There are $pq$ integers $a$ between $1$ and $pq$. Those that are not coprime to $pq$ are either multiples of $p$ or of $q$.

Of these, $q$ of them are multiples of $p$ (namely $p,2p,\ldots,pq$).

Also, $p$ of them are multiples of $q$ (namely $q,2q,\ldots,pq$).

Lastly, one of them (namely $pq$) is a multiple of $p$ and of $q$.

Hence $q+p-1$ are not coprime to $pq$, and so $\varphi(pq) = pq-q-p+1 = (p-1)(q-1).$

As a result of that, we know (from the Fermat-Euler Theorem that, for all $a$ coprime to $pq$, we have $a^{(p-1)(q-1)} \equiv 1 \pmod{pq},$ and indeed $a^{k(p-1)(q-1)} \equiv 1 \pmod{pq}.$ for all $k$.

So, Bob chooses two fairly large primes $p$ and $q$, and keeps them secret. He also chooses a number $e$ which is coprime to $(p-1)(q-1)$.

He also calculates the inverse $d$ to $e$, modulo $(p-1)(q-1)$, by using Euclid’s algorithm.

His public key consists of $pq$ and $e$, so he sends that to Alice (and Eve); his private key consists of $pq$ and $d$. He shreds any evidence of what $p$ and $q$ are.

Alice represents her message as a number $m$ between $1$ and $pq$. It is overwhelmingly likely that her choice will be coprime to $pq$. She calculates $m^e\pmod{pq}$ and sends it on to Bob.

Bob receives this number $m^e$ from Alice, and raises it to the power $d$ modulo $pq$. He thus obtains something congruent to $(m^e)^d = m^{de}.$

Now, because $de\equiv 1\pmod{\varphi(pq)}$, we have $de=1+k\varphi(pq)$ for some $k$. As a result, $(m^e)^d {}= m^{de} {}= m^{1+k\varphi(pq)} {}= m(m^{\varphi(pq)})^k {}\equiv m1^k {}\equiv m\pmod{pq}.$

Hence, using his private key, Bob can recover what $m$ was from being told $m^e$.

The idea is that it should be very hard for anyone else to work out $d$ from $pq$ and $e$; we did this using Euclid’s algorithm, but we needed to know more than just $pq$: we needed to know $(p-1)(q-1)$.

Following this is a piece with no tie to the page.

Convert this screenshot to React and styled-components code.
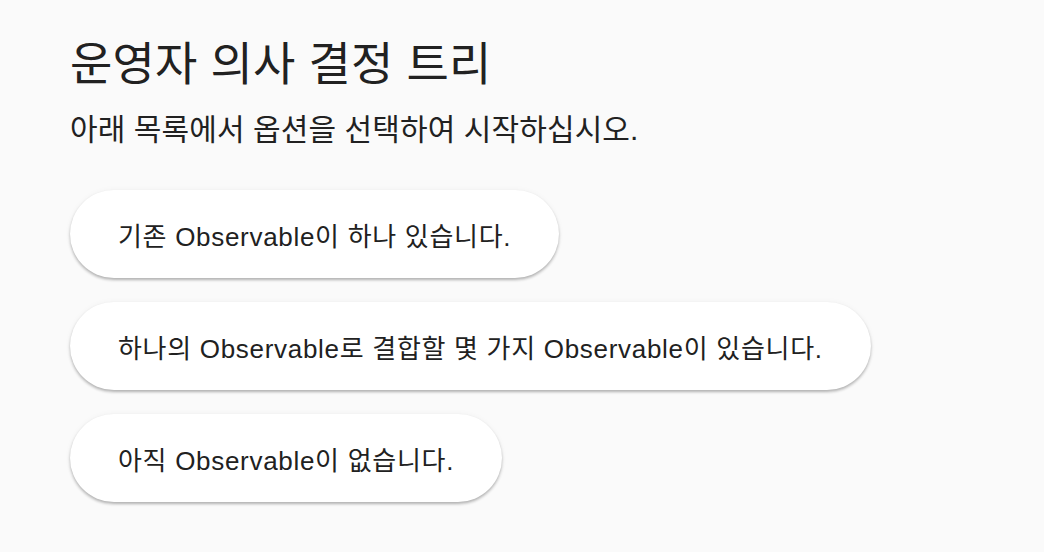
import React from 'react';
import styled, { createGlobalStyle } from 'styled-components';

const GlobalStyle = createGlobalStyle`
    html, body {
        margin: 0;
        padding: 0;
        background: #fafafa;
    }
    body {
        font-family: "Liberation Sans", "Noto Sans CJK KR", sans-serif;
        color: #212121;
    }
`;

const Page = styled.div`
    display: flex;
    flex-direction: column;
    align-items: flex-start;
    padding: 37px 70px;
`;

const Title = styled.h1`
    font-size: 46px;
    font-weight: 400;
    letter-spacing: 0.2px;
    line-height: 55px;
    margin: 0;
`;

const Subtitle = styled.p`
    font-size: 30px;
    letter-spacing: 0.1px;
    line-height: 39px;
    margin: 18px 0 41px;
`;

const Options = styled.div`
    display: flex;
    flex-direction: column;
    align-items: flex-start;
    gap: 24px;
`;

const OptionButton = styled.button`
    font-family: inherit;
    font-size: 26px;
    letter-spacing: 0.7px;
    color: #212121;
    background: #fff;
    border: none;
    border-radius: 44px;
    height: 88px;
    padding: 0 48px;
    box-shadow: 0 2px 3px rgba(0, 0, 0, 0.28), 0 0 6px rgba(0, 0, 0, 0.04);
    cursor: pointer;
`;

const options = [
    '기존 Observable이 하나 있습니다.',
    '하나의 Observable로 결합할 몇 가지 Observable이 있습니다.',
    '아직 Observable이 없습니다.',
];

export default function App() {
    return (
        <>
            <GlobalStyle />
            <Page>
                <Title>운영자 의사 결정 트리</Title>
                <Subtitle>아래 목록에서 옵션을 선택하여 시작하십시오.</Subtitle>
                <Options>
                    {options.map((text) => (
                        <OptionButton key={text}>{text}</OptionButton>
                    ))}
                </Options>
            </Page>
        </>
    );
}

So the security of this approach depends (among other things) on it being difficult to factorise the number $pq$: if factorising large numbers were easy, we could get $p$ and $q$ for ourselves from Bob’s public key. Currently, we know of no way to do this fast enough: we know how to generate primes that are hundreds of digits long, but not to factorise a product of two of them.